*Exercise details*.
Set down all of the data that follows word for word, without the images.

*Material*.
• • • • •
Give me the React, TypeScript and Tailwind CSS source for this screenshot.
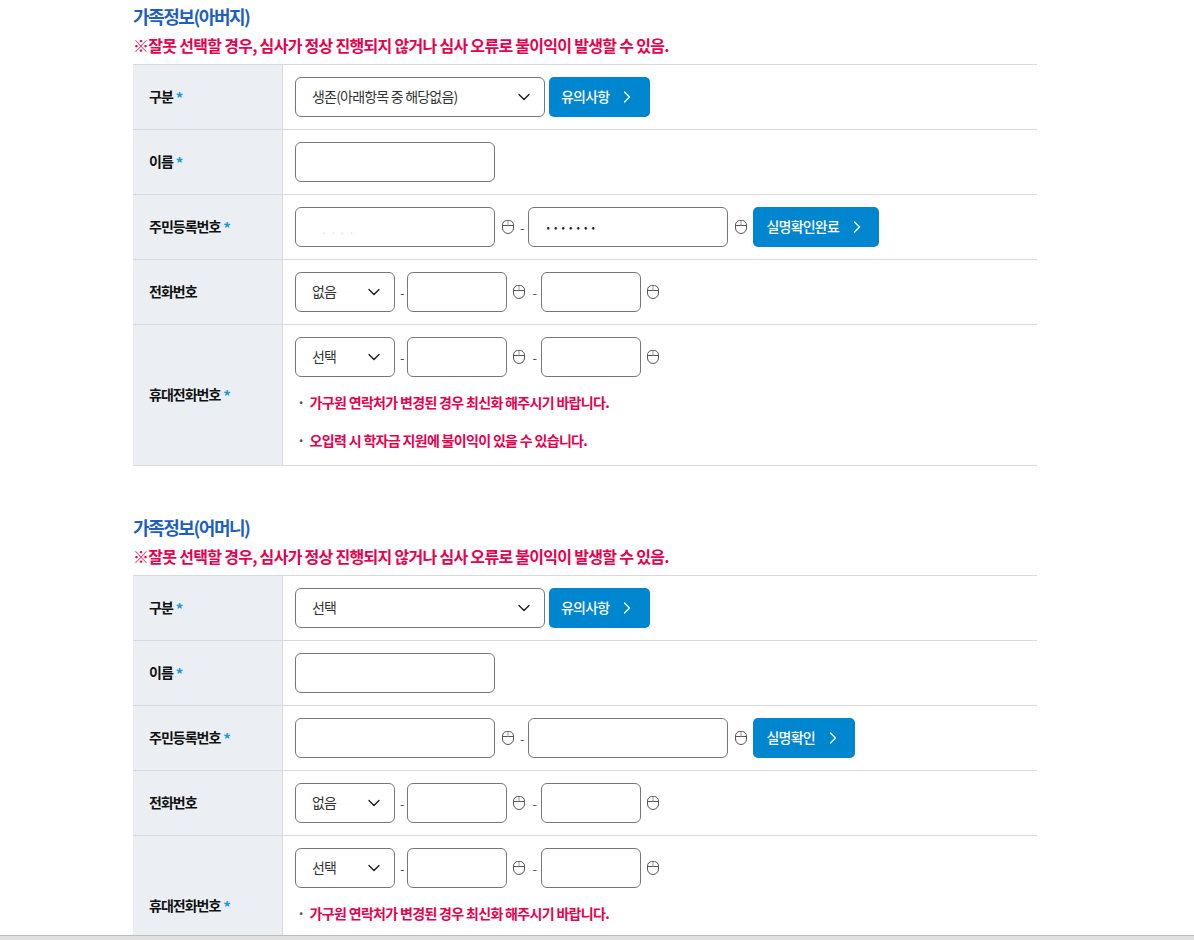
import { ChevronDown, ChevronRight } from "lucide-react";

const FONT = "font-['Noto_Sans_CJK_KR','Noto_Sans',sans-serif]";

function MouseIcon() {
  return (
    <svg width="12" height="14" viewBox="0 0 12 14" fill="none" className="shrink-0">
      <path d="M0.5 5C0.5 2.5 2.5 0.5 4.5 0.5H7.5C9.5 0.5 11.5 2.5 11.5 5V8C11.5 11 9 13.5 6 13.5C3 13.5 0.5 11 0.5 8V5Z" stroke="#555" />
      <path d="M0.5 5.5H11.5" stroke="#555" />
      <path d="M6 0.5V5.5" stroke="#999" />
    </svg>
  );
}

function Dash({ className = "" }: { className?: string }) {
  return <span className={`text-[13px] leading-none text-[#555] ${className}`}>-</span>;
}

function Input({ w = "w-[200px]", value, className = "" }: { w?: string; value?: string; className?: string }) {
  return (
    <input
      readOnly
      value={value || ""}
      className={`h-10 ${w} rounded-[6px] border border-[#767676] bg-white outline-none ${className}`}
    />
  );
}

function Select({ w, label }: { w: string; label: string }) {
  return (
    <div className={`relative flex h-10 ${w} items-center rounded-[6px] border border-[#767676] bg-white pb-[2px] pl-4`}>
      <span className="text-[14px] tracking-[-0.8px] text-[#333]">{label}</span>
      <ChevronDown size={20} strokeWidth={1.7} color="#222" className="absolute right-[10px] top-[9px]" />
    </div>
  );
}

function Button({ label, w, pad = "pl-[12px]" }: { label: string; w: string; pad?: string }) {
  return (
    <button className={`flex h-10 ${w} items-center rounded-[5px] bg-[#0085cf] pb-[2px] ${pad} text-[14px] font-medium tracking-[-0.8px] text-white`}>
      <span>{label}</span>
      <ChevronRight size={20} strokeWidth={1.5} className="ml-[8px] mt-[2px]" />
    </button>
  );
}

function Row({
  label,
  required,
  h = "h-[65px]",
  children,
}: {
  label: string;
  required?: boolean;
  h?: string;
  children: React.ReactNode;
}) {
  return (
    <div className={`flex ${h} border-b border-[#d9d9d9]`}>
      <div className="flex w-[150px] shrink-0 items-center border-r border-[#d9d9d9] bg-[#ebeff4] pb-[2px] pl-[16px] text-[14px] font-bold tracking-[-1px] text-[#111]">
        {label}
        {required && <span className="ml-[3px] translate-y-[2px] text-[15px] font-bold text-[#1b9ad6]">*</span>}
      </div>
      <div className="flex-1 pl-[12px]">{children}</div>
    </div>
  );
}

function PhoneFields({ first }: { first: string }) {
  return (
    <div className="flex items-center">
      <Select w="w-[100px]" label={first} />
      <Dash className="ml-[5px] mr-[2px]" />
      <Input w="w-[100px]" />
      <span className="ml-[6px]"><MouseIcon /></span>
      <Dash className="ml-[8px] mr-[4px]" />
      <Input w="w-[100px]" />
      <span className="ml-[6px]"><MouseIcon /></span>
    </div>
  );
}

function Notice({ text }: { text: string }) {
  return (
    <div className="flex h-[38px] items-center pb-[2px] text-[14px] font-bold tracking-[-0.68px] text-[#e6004d]">
      <span className="ml-[2px] mr-[5px] text-[#555]">·</span>
      {text}
    </div>
  );
}

function FamilySection({
  title,
  relation,
  verifyLabel,
  verifyW,
  masked,
  notices,
}: {
  title: string;
  relation: string;
  verifyLabel: string;
  verifyW: string;
  masked?: boolean;
  notices: string[];
}) {
  return (
    <section>
      <h3 className="h-[30px] text-[18px] font-bold leading-[32px] tracking-[-1.45px] text-[#1f5fbf]">{title}</h3>
      <p className="h-[34px] pt-[3px] text-[16px] font-bold leading-[24px] tracking-[-0.71px] text-[#e6004d]">
        ※잘못 선택할 경우, 심사가 정상 진행되지 않거나 심사 오류로 불이익이 발생할 수 있음.
      </p>
      <div className="border-t border-[#d9d9d9]">
        <Row label="구분" required>
          <div className="flex h-full items-center gap-[4px]">
            <Select w="w-[250px]" label={relation} />
            <Button label="유의사항" w="w-[101px]" />
          </div>
        </Row>
        <Row label="이름" required>
          <div className="flex h-full items-center">
            <Input />
          </div>
        </Row>
        <Row label="주민등록번호" required>
          <div className="flex h-full items-center">
            <Input
              value={masked ? "····" : ""}
              className="pl-[25px] pt-[10px] text-[11px] tracking-[3px] text-[#dddddd]"
            />
            <span className="ml-[7px]"><MouseIcon /></span>
            <Dash className="ml-[6px] mr-[3px]" />
            <Input
              value={masked ? "•••••••" : ""}
              className="pb-[2px] pl-[18px] text-[10px] tracking-[4.1px] text-[#222]"
            />
            <span className="ml-[7px]"><MouseIcon /></span>
            <span className="ml-[6px]">
              <Button label={verifyLabel} w={verifyW} pad="pl-[14px]" />
            </span>
          </div>
        </Row>
        <Row label="전화번호">
          <div className="flex h-full items-center">
            <PhoneFields first="없음" />
          </div>
        </Row>
        <Row label="휴대전화번호" required h="h-[141px]">
          <div className="pt-[12px]">
            <PhoneFields first="선택" />
            <div className="mt-[7px]">
              {notices.map((n) => (
                <Notice key={n} text={n} />
              ))}
            </div>
          </div>
        </Row>
      </div>
    </section>
  );
}

export default function App() {
  const contactNotice = "가구원 연락처가 변경된 경우 최신화 해주시기 바랍니다.";
  const typoNotice = "오입력 시 학자금 지원에 불이익이 있을 수 있습니다.";
  return (
    <div className={`flex h-[940px] flex-col overflow-hidden bg-white ${FONT}`}>
      <div className="min-h-0 flex-1 overflow-hidden">
        <div className="ml-[133px] flex w-[904px] flex-col gap-[45px]">
          <FamilySection
            title="가족정보(아버지)"
            relation="생존(아래항목 중 해당없음)"
            verifyLabel="실명확인완료"
            verifyW="w-[126px]"
            masked
            notices={[contactNotice, typoNotice]}
          />
          <FamilySection
            title="가족정보(어머니)"
            relation="선택"
            verifyLabel="실명확인"
            verifyW="w-[102px]"
            notices={[contactNotice]}
          />
        </div>
      </div>
      <div className="h-[5px] shrink-0 border-t border-[#bdbdbd] bg-[#e0e0e0]" />
    </div>
  );
}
• • • • •
*Response for this exercise*.
Give me the React, TypeScript and Tailwind CSS source for this screenshot.
import { ChevronDown, ChevronRight } from "lucide-react";

const FONT = "font-['Noto_Sans_CJK_KR','Noto_Sans',sans-serif]";

function MouseIcon() {
  return (
    <svg width="12" height="14" viewBox="0 0 12 14" fill="none" className="shrink-0">
      <path d="M0.5 5C0.5 2.5 2.5 0.5 4.5 0.5H7.5C9.5 0.5 11.5 2.5 11.5 5V8C11.5 11 9 13.5 6 13.5C3 13.5 0.5 11 0.5 8V5Z" stroke="#555" />
      <path d="M0.5 5.5H11.5" stroke="#555" />
      <path d="M6 0.5V5.5" stroke="#999" />
    </svg>
  );
}

function Dash({ className = "" }: { className?: string }) {
  return <span className={`text-[13px] leading-none text-[#555] ${className}`}>-</span>;
}

function Input({ w = "w-[200px]", value, className = "" }: { w?: string; value?: string; className?: string }) {
  return (
    <input
      readOnly
      value={value || ""}
      className={`h-10 ${w} rounded-[6px] border border-[#767676] bg-white outline-none ${className}`}
    />
  );
}

function Select({ w, label }: { w: string; label: string }) {
  return (
    <div className={`relative flex h-10 ${w} items-center rounded-[6px] border border-[#767676] bg-white pb-[2px] pl-4`}>
      <span className="text-[14px] tracking-[-0.8px] text-[#333]">{label}</span>
      <ChevronDown size={20} strokeWidth={1.7} color="#222" className="absolute right-[10px] top-[9px]" />
    </div>
  );
}

function Button({ label, w, pad = "pl-[12px]" }: { label: string; w: string; pad?: string }) {
  return (
    <button className={`flex h-10 ${w} items-center rounded-[5px] bg-[#0085cf] pb-[2px] ${pad} text-[14px] font-medium tracking-[-0.8px] text-white`}>
      <span>{label}</span>
      <ChevronRight size={20} strokeWidth={1.5} className="ml-[8px] mt-[2px]" />
    </button>
  );
}

function Row({
  label,
  required,
  h = "h-[65px]",
  children,
}: {
  label: string;
  required?: boolean;
  h?: string;
  children: React.ReactNode;
}) {
  return (
    <div className={`flex ${h} border-b border-[#d9d9d9]`}>
      <div className="flex w-[150px] shrink-0 items-center border-r border-[#d9d9d9] bg-[#ebeff4] pb-[2px] pl-[16px] text-[14px] font-bold tracking-[-1px] text-[#111]">
        {label}
        {required && <span className="ml-[3px] translate-y-[2px] text-[15px] font-bold text-[#1b9ad6]">*</span>}
      </div>
      <div className="flex-1 pl-[12px]">{children}</div>
    </div>
  );
}

function PhoneFields({ first }: { first: string }) {
  return (
    <div className="flex items-center">
      <Select w="w-[100px]" label={first} />
      <Dash className="ml-[5px] mr-[2px]" />
      <Input w="w-[100px]" />
      <span className="ml-[6px]"><MouseIcon /></span>
      <Dash className="ml-[8px] mr-[4px]" />
      <Input w="w-[100px]" />
      <span className="ml-[6px]"><MouseIcon /></span>
    </div>
  );
}

function Notice({ text }: { text: string }) {
  return (
    <div className="flex h-[38px] items-center pb-[2px] text-[14px] font-bold tracking-[-0.68px] text-[#e6004d]">
      <span className="ml-[2px] mr-[5px] text-[#555]">·</span>
      {text}
    </div>
  );
}

function FamilySection({
  title,
  relation,
  verifyLabel,
  verifyW,
  masked,
  notices,
}: {
  title: string;
  relation: string;
  verifyLabel: string;
  verifyW: string;
  masked?: boolean;
  notices: string[];
}) {
  return (
    <section>
      <h3 className="h-[30px] text-[18px] font-bold leading-[32px] tracking-[-1.45px] text-[#1f5fbf]">{title}</h3>
      <p className="h-[34px] pt-[3px] text-[16px] font-bold leading-[24px] tracking-[-0.71px] text-[#e6004d]">
        ※잘못 선택할 경우, 심사가 정상 진행되지 않거나 심사 오류로 불이익이 발생할 수 있음.
      </p>
      <div className="border-t border-[#d9d9d9]">
        <Row label="구분" required>
          <div className="flex h-full items-center gap-[4px]">
            <Select w="w-[250px]" label={relation} />
            <Button label="유의사항" w="w-[101px]" />
          </div>
        </Row>
        <Row label="이름" required>
          <div className="flex h-full items-center">
            <Input />
          </div>
        </Row>
        <Row label="주민등록번호" required>
          <div className="flex h-full items-center">
            <Input
              value={masked ? "····" : ""}
              className="pl-[25px] pt-[10px] text-[11px] tracking-[3px] text-[#dddddd]"
            />
            <span className="ml-[7px]"><MouseIcon /></span>
            <Dash className="ml-[6px] mr-[3px]" />
            <Input
              value={masked ? "•••••••" : ""}
              className="pb-[2px] pl-[18px] text-[10px] tracking-[4.1px] text-[#222]"
            />
            <span className="ml-[7px]"><MouseIcon /></span>
            <span className="ml-[6px]">
              <Button label={verifyLabel} w={verifyW} pad="pl-[14px]" />
            </span>
          </div>
        </Row>
        <Row label="전화번호">
          <div className="flex h-full items-center">
            <PhoneFields first="없음" />
          </div>
        </Row>
        <Row label="휴대전화번호" required h="h-[141px]">
          <div className="pt-[12px]">
            <PhoneFields first="선택" />
            <div className="mt-[7px]">
              {notices.map((n) => (
                <Notice key={n} text={n} />
              ))}
            </div>
          </div>
        </Row>
      </div>
    </section>
  );
}

export default function App() {
  const contactNotice = "가구원 연락처가 변경된 경우 최신화 해주시기 바랍니다.";
  const typoNotice = "오입력 시 학자금 지원에 불이익이 있을 수 있습니다.";
  return (
    <div className={`flex h-[940px] flex-col overflow-hidden bg-white ${FONT}`}>
      <div className="min-h-0 flex-1 overflow-hidden">
        <div className="ml-[133px] flex w-[904px] flex-col gap-[45px]">
          <FamilySection
            title="가족정보(아버지)"
            relation="생존(아래항목 중 해당없음)"
            verifyLabel="실명확인완료"
            verifyW="w-[126px]"
            masked
            notices={[contactNotice, typoNotice]}
          />
          <FamilySection
            title="가족정보(어머니)"
            relation="선택"
            verifyLabel="실명확인"
            verifyW="w-[102px]"
            notices={[contactNotice]}
          />
        </div>
      </div>
      <div className="h-[5px] shrink-0 border-t border-[#bdbdbd] bg-[#e0e0e0]" />
    </div>
  );
}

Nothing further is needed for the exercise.